Scientists called on the government to tackle the epidemic by implementing legislation such as taxing unhealthy foods and limiting junk food advertising as well as introducing a mandatory traffic light labelling system to encourage the public to make healthier choices.
Oxford University expert Professor Klim McPherson criticised the government in England, which has been focusing on voluntary agreements with industry rather than legislation, arguing ministers shied away from taking the necessary action because they did not want to be seen acting like a nanny state. "These taxes have the effect of bringing in income, but also saving a lot of money for electors," he said.
However, public health minister Anne Milton said the government believed the best way to achieve results was through a collective voluntary effort. "We have no current plans to impose a 'fat tax', but we are working with food companies to reduce fat, sugar and salt and ensure healthier options are available," she said.
Lindsay Winser, communications controller at supplier 3663, said that tax hikes on fattier foods was a simplistic response to a complex issue. "Identifying products that are deemed 'bad for you' is not black and white," she said. "Education and awareness of nutritional facts is a more productive way to combat this issue."

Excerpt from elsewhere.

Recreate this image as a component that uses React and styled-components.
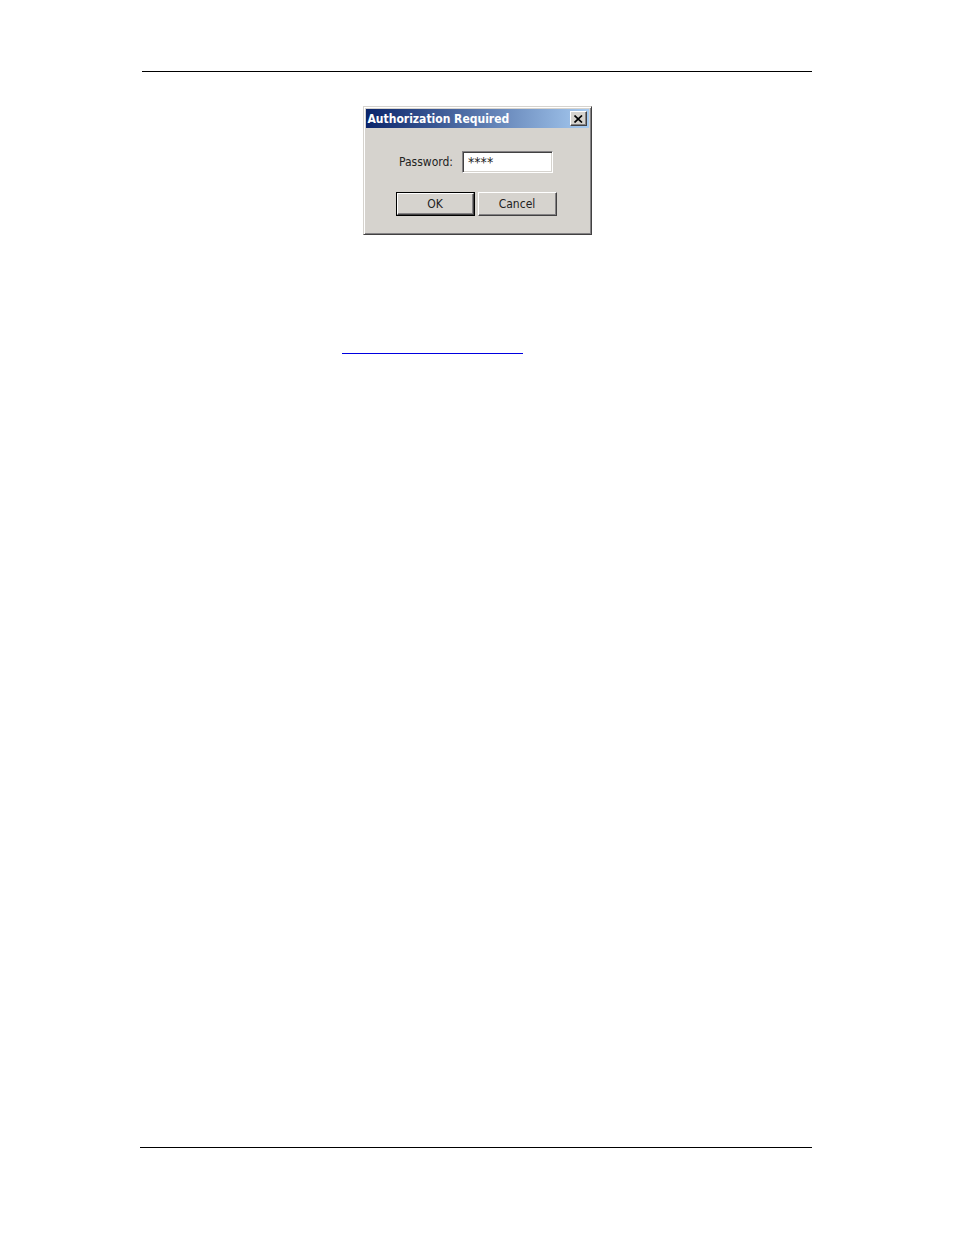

Terry Jones, of the Food and Drink Federation, added that the industry had been taking positive steps. "The Lancet fails to recognise the lengths to which the UK food and drink industry has gone to help improve the health of the nation, particularly in relation to rising obesity levels," he said.
This was echoed by Tracey Rogers, managing director of Unilever Food Solutions, who said that it was shocking to see the reputation of the food and drink industry being dragged through the mud. "To criticise the industry's voluntary measures, and their effect, is wrong," she said.
"Many key players have got behind the Responsibility Deal and even Michelin-starred chefs, such as Alexis Gauthier, are recognising the significance of calorie counts to do their bit to tackle the problem. To expect a change in consumers' eating habits overnight is unrealistic."